Given data.
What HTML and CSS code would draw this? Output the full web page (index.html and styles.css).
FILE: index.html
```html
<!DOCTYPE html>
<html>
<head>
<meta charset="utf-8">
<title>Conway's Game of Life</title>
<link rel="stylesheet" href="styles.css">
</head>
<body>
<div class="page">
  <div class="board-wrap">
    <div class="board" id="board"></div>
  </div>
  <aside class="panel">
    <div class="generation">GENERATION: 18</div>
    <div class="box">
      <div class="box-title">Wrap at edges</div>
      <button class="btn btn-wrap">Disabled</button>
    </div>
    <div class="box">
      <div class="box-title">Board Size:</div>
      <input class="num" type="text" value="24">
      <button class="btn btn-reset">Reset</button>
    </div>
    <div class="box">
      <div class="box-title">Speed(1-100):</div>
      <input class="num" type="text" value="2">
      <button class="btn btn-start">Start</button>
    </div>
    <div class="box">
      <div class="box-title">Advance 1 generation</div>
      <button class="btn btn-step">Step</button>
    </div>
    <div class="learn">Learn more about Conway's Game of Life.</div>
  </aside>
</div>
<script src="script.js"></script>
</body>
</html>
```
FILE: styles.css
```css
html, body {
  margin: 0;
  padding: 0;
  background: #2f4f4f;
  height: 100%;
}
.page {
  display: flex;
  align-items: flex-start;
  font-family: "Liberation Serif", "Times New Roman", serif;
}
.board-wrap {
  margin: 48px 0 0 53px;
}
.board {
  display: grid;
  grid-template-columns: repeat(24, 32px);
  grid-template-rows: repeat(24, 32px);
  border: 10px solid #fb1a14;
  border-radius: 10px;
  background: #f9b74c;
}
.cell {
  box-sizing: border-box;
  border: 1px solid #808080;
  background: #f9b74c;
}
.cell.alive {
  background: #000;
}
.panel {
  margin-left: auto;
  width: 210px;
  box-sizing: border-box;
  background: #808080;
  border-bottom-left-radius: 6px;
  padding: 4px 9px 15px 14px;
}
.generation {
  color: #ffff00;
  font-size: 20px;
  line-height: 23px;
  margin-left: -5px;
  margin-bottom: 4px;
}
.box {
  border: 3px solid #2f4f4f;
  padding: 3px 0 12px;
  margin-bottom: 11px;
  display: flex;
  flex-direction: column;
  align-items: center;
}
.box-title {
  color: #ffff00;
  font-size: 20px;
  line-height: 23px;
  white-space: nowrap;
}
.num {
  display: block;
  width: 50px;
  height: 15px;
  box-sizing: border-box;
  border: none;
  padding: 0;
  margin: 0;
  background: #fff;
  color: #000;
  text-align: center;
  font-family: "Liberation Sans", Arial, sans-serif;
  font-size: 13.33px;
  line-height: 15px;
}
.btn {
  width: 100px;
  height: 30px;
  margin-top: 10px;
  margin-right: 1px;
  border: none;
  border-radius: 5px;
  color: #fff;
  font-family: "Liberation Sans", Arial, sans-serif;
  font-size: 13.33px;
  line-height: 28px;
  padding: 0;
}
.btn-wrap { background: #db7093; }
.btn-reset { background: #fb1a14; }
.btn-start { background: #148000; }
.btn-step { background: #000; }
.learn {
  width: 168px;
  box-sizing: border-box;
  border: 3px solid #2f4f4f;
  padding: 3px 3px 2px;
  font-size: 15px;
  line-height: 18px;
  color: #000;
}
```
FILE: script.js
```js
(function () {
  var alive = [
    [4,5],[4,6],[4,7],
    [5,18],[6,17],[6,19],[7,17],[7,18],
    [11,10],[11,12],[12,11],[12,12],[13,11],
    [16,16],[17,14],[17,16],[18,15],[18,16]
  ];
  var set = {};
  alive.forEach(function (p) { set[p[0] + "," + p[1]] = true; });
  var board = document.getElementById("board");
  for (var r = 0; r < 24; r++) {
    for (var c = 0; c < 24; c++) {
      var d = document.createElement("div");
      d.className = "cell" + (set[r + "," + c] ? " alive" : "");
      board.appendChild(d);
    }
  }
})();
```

Short problem.
From the first line to the last, please quote the material above exactly.

Problem solution.
What HTML and CSS code would draw this? Output the full web page (index.html and styles.css).
FILE: index.html
```html
<!DOCTYPE html>
<html>
<head>
<meta charset="utf-8">
<title>Conway's Game of Life</title>
<link rel="stylesheet" href="styles.css">
</head>
<body>
<div class="page">
  <div class="board-wrap">
    <div class="board" id="board"></div>
  </div>
  <aside class="panel">
    <div class="generation">GENERATION: 18</div>
    <div class="box">
      <div class="box-title">Wrap at edges</div>
      <button class="btn btn-wrap">Disabled</button>
    </div>
    <div class="box">
      <div class="box-title">Board Size:</div>
      <input class="num" type="text" value="24">
      <button class="btn btn-reset">Reset</button>
    </div>
    <div class="box">
      <div class="box-title">Speed(1-100):</div>
      <input class="num" type="text" value="2">
      <button class="btn btn-start">Start</button>
    </div>
    <div class="box">
      <div class="box-title">Advance 1 generation</div>
      <button class="btn btn-step">Step</button>
    </div>
    <div class="learn">Learn more about Conway's Game of Life.</div>
  </aside>
</div>
<script src="script.js"></script>
</body>
</html>
```
FILE: styles.css
```css
html, body {
  margin: 0;
  padding: 0;
  background: #2f4f4f;
  height: 100%;
}
.page {
  display: flex;
  align-items: flex-start;
  font-family: "Liberation Serif", "Times New Roman", serif;
}
.board-wrap {
  margin: 48px 0 0 53px;
}
.board {
  display: grid;
  grid-template-columns: repeat(24, 32px);
  grid-template-rows: repeat(24, 32px);
  border: 10px solid #fb1a14;
  border-radius: 10px;
  background: #f9b74c;
}
.cell {
  box-sizing: border-box;
  border: 1px solid #808080;
  background: #f9b74c;
}
.cell.alive {
  background: #000;
}
.panel {
  margin-left: auto;
  width: 210px;
  box-sizing: border-box;
  background: #808080;
  border-bottom-left-radius: 6px;
  padding: 4px 9px 15px 14px;
}
.generation {
  color: #ffff00;
  font-size: 20px;
  line-height: 23px;
  margin-left: -5px;
  margin-bottom: 4px;
}
.box {
  border: 3px solid #2f4f4f;
  padding: 3px 0 12px;
  margin-bottom: 11px;
  display: flex;
  flex-direction: column;
  align-items: center;
}
.box-title {
  color: #ffff00;
  font-size: 20px;
  line-height: 23px;
  white-space: nowrap;
}
.num {
  display: block;
  width: 50px;
  height: 15px;
  box-sizing: border-box;
  border: none;
  padding: 0;
  margin: 0;
  background: #fff;
  color: #000;
  text-align: center;
  font-family: "Liberation Sans", Arial, sans-serif;
  font-size: 13.33px;
  line-height: 15px;
}
.btn {
  width: 100px;
  height: 30px;
  margin-top: 10px;
  margin-right: 1px;
  border: none;
  border-radius: 5px;
  color: #fff;
  font-family: "Liberation Sans", Arial, sans-serif;
  font-size: 13.33px;
  line-height: 28px;
  padding: 0;
}
.btn-wrap { background: #db7093; }
.btn-reset { background: #fb1a14; }
.btn-start { background: #148000; }
.btn-step { background: #000; }
.learn {
  width: 168px;
  box-sizing: border-box;
  border: 3px solid #2f4f4f;
  padding: 3px 3px 2px;
  font-size: 15px;
  line-height: 18px;
  color: #000;
}
```
FILE: script.js
```js
(function () {
  var alive = [
    [4,5],[4,6],[4,7],
    [5,18],[6,17],[6,19],[7,17],[7,18],
    [11,10],[11,12],[12,11],[12,12],[13,11],
    [16,16],[17,14],[17,16],[18,15],[18,16]
  ];
  var set = {};
  alive.forEach(function (p) { set[p[0] + "," + p[1]] = true; });
  var board = document.getElementById("board");
  for (var r = 0; r < 24; r++) {
    for (var c = 0; c < 24; c++) {
      var d = document.createElement("div");
      d.className = "cell" + (set[r + "," + c] ? " alive" : "");
      board.appendChild(d);
    }
  }
})();
```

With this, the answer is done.